Regimental histories are a virtual window to a nation. They provide insight into a country's culture, values, and martial spirit. But more specifically they tell the story of the men and women who fight their nation's wars. Created as an infantry school corps to train the Militia, the Royal Canadian Regiment quickly grew to serve the national interest at home and abroad. From its first operational mission in Canada's rugged Northwest to assist in quelling the Riel Rebellion to the harsh veldt of South Africa to help defeat the Boers, Canada's oldest permanent force infantry regiment produced a legacy of courage and professionalism.
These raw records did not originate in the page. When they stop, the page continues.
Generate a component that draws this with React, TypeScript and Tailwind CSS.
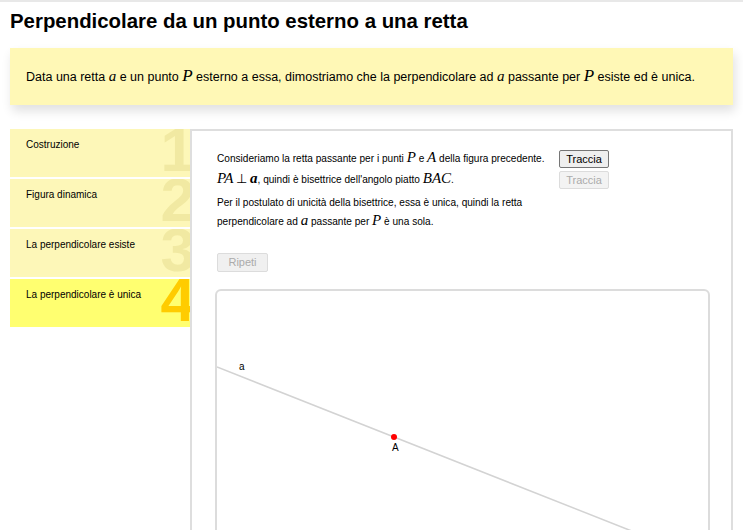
import React from 'react';

const steps = [
  { label: 'Costruzione', n: '1' },
  { label: 'Figura dinamica', n: '2' },
  { label: 'La perpendicolare esiste', n: '3' },
  { label: 'La perpendicolare è unica', n: '4' },
];

const M: React.FC<{ children: React.ReactNode; size?: string; bold?: boolean }> = ({ children, size = 'text-[15px]', bold }) => (
  <span className={`font-['Liberation_Serif',serif] italic leading-none ${size} ${bold ? 'font-bold' : ''}`}>{children}</span>
);

const App: React.FC = () => {
  const current = 4;
  return (
    <div className="min-h-[530px] overflow-hidden bg-white border-t-2 border-[#e8e8e8] font-['Liberation_Sans',Arial,sans-serif] text-black">
      <h1 className="px-[10px] pt-[6px] text-[20.4px] leading-[26px] font-bold">
        Perpendicolare da un punto esterno a una retta
      </h1>

      <div className="mx-[10px] mt-[14px] h-[57px] flex items-center px-[16px] bg-[#fff8b6] shadow-[2px_6px_10px_rgba(0,0,0,0.12)] text-[12.5px] leading-[18px]">
        <p>
          Data una retta <M>a</M> e un punto <M size="text-[17px]">P</M> esterno a essa, dimostriamo che la perpendicolare ad{' '}
          <M>a</M> passante per <M size="text-[17px]">P</M> esiste ed è unica.
        </p>
      </div>

      <div className="flex mx-[10px] mt-[24px]">
        <nav className="w-[180px] shrink-0 flex flex-col gap-[2px]">
          {steps.map((s, i) => {
            const active = i + 1 === current;
            return (
              <div
                key={s.label}
                className={`relative h-[48px] overflow-hidden pl-[16px] pt-[8px] text-[10px] ${active ? 'bg-[#ffff70]' : 'bg-[#fdf7b8]'}`}
              >
                <span
                  aria-hidden="true"
                  className={`absolute right-[-5px] top-[-10px] text-[62px] leading-none font-bold ${active ? 'text-[#ffcc00]' : 'text-[#f1e9a2]'}`}
                >
                  {s.n}
                </span>
                <span className="relative">{s.label}</span>
              </div>
            );
          })}
        </nav>

        <section className="flex-1 min-h-[420px] border-2 border-b-0 border-[#dedede] pl-[25px] pr-[20px] pt-[19px] text-[10.1px]">
          <div className="grid grid-cols-[342px_50px] gap-y-[3px] items-center leading-[18px]">
            <p className="h-[18px]">
              Consideriamo la retta passante per i punti <M>P</M> e <M>A</M> della figura precedente.
            </p>
            <button className="h-[18px] rounded-[2px] border border-[#767676] bg-[#efefef] text-[11px] leading-none">Traccia</button>
            <p className="h-[18px]">
              <M>PA</M> <span className="text-[13px] leading-none">⊥</span> <M bold>a</M>, quindi è bisettrice dell'angolo piatto <M>BAC</M>.
            </p>
            <button disabled className="h-[18px] rounded-[2px] border border-[#dcdcdc] bg-[#f3f3f3] text-[11px] leading-none text-[#ababab]">
              Traccia
            </button>
          </div>
          <p className="mt-[4px] w-[320px] leading-[19px]">
            Per il postulato di unicità della bisettrice, essa è unica, quindi la retta perpendicolare ad <M>a</M> passante per{' '}
            <M>P</M> è una sola.
          </p>

          <button disabled className="mt-[22px] h-[19px] w-[51px] rounded-[2px] border border-[#dcdcdc] bg-[#f0f0f0] text-[11px] leading-none text-[#ababab]">
            Ripeti
          </button>

          <div className="mt-[17px] h-[300px] w-[495px] -ml-[2px] rounded-[6px] border-2 border-[#dcdcdc] overflow-hidden">
            <svg width="491" height="296" viewBox="0 0 491 296">
              <line x1="0" y1="76" x2="440" y2="250" stroke="#d3d3d3" strokeWidth="1.5" />
              <text x="22" y="79" fontSize="10" fontFamily="Liberation Sans, Arial, sans-serif" fill="#000">a</text>
              <circle cx="177" cy="146" r="3" fill="#ff0000" />
              <text x="175" y="160" fontSize="10" fontFamily="Liberation Sans, Arial, sans-serif" fill="#000">A</text>
            </svg>
          </div>
        </section>
      </div>
    </div>
  );
};

export default App;
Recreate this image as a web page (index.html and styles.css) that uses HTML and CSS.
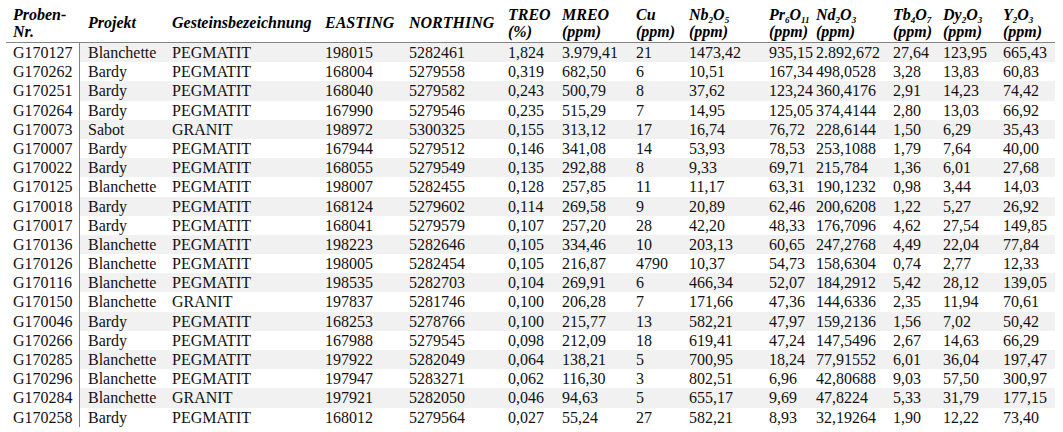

This proud history was continued in the furnace of both world wars in Europe and shortly thereafter in Korea. It becomes evident that in its first 70 turbulent years of existence, the Royal Canadian Regiment established a heritage of honour and service to Canada, paid for in the blood, bravery, and tenacity of its members.
Table of Contents
Introduction; A Pressing Need: Establishing the Permanent Force and Policing the Dominion; Making Canada Proud: The "Royal Canadians" in South Africa; Service and Suffering: The Regiment in the First World War; "Fighting Men from Canada": The Regiment's Introduction to Modern War; No Soft Underbelly: The Battle for Italy; The Final Stretch: Collapsing the Third Reich; A Return to Combat: The First Regimental Tour to Korea, 1951-1952; "Spit and Polish": The Regulars in Korea, 1952-1953; Index.
Colonel Bernd Horn is an experienced Canadian Forces infantry officer and military educator. He has authored, co-authored, or edited more than 30 books, including "No Easy Task: Fighting in Afghanistan" and "No Lack of Courage: Operation Medusa, Afghanistan." He lives in Kingston, Ontario.